Where I think Netburst is particularly bad is the execution engine... when I read Intel's improved hyper-threading patent, I was struck in disbelief: the execution pipelines are wrapped in a replay queue that blindly re-executes uOPs until they successfully execute and retire. Each instruction that fails to retire on the first pass enters the queue and has its execution latency increased by a dozen cycles until its next replay. Once the queue is full, no more uOPs can be issued so the CPU wastes power and cycles re-executing stale uOPs until they retire, causing execution to stall on all threads. Prescott added independant replay queues for each thread so one single thread would never be able to stall the whole CPU by filling the queue... this could have helped Northwood quite a bit but Prescott's extra latency killed any direct gains from it. Intel should roll back to the Northwood pipeline and re-apply the good Prescott stuff like dedicated integer multiplier and barrel shifter, HT2, SSE3 and a few other things, no miracle but it would be much better than the current Prescotts, though it certainly would not help the saturated FSB issue.
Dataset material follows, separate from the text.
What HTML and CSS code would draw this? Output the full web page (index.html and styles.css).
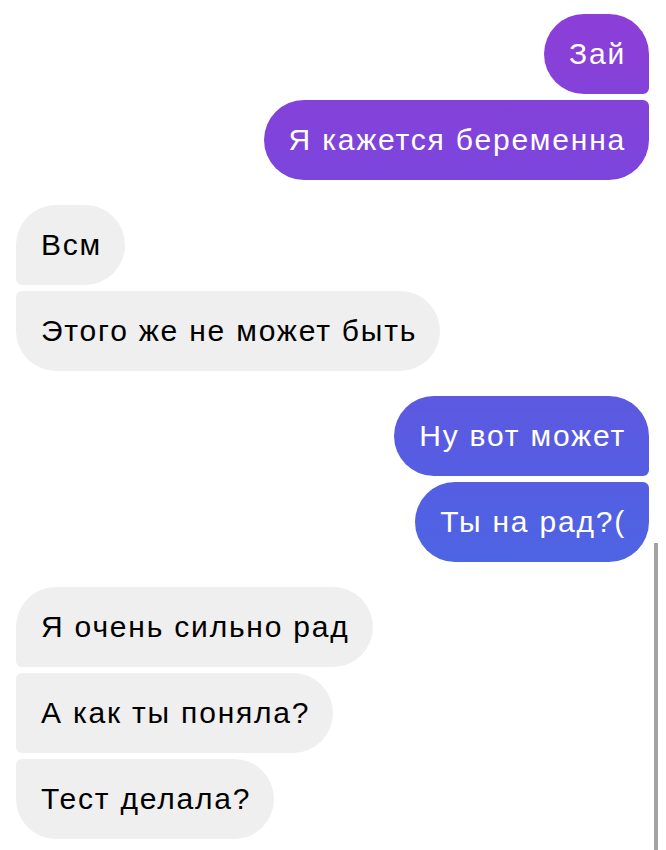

With a pure TLP-oriented CPU, there is no need for deep out-of-order execution, no need for branch prediction and no need for speculative execution. Going for TLP throughput allows the CPU to freeze threads whenever there is no nearby code that can execute deterministically instead of doing desperate deep searches, guesses and speculative execution: more likely than not, the other threads will have enough ready-and-able uOPs to fill the gaps and keep all execution units busy producing useful results on nearly every tick. Stick those SPARC chips on a P4-style shared FSB/RAM platform and they would still choke about as bad as P4s do.
The P4's greatest achile's heel is the shared FSB... it was not an issue back when Netburst was running at sub-2GHz speeds but it clearly is not suitable for multi-threading multi-core multi-processor setups. The shared FSB is clearly taking the 'r' out of Netburst. The single-threaded obsession is also costing AMD and Intel a lot of potential performance, complexity and power.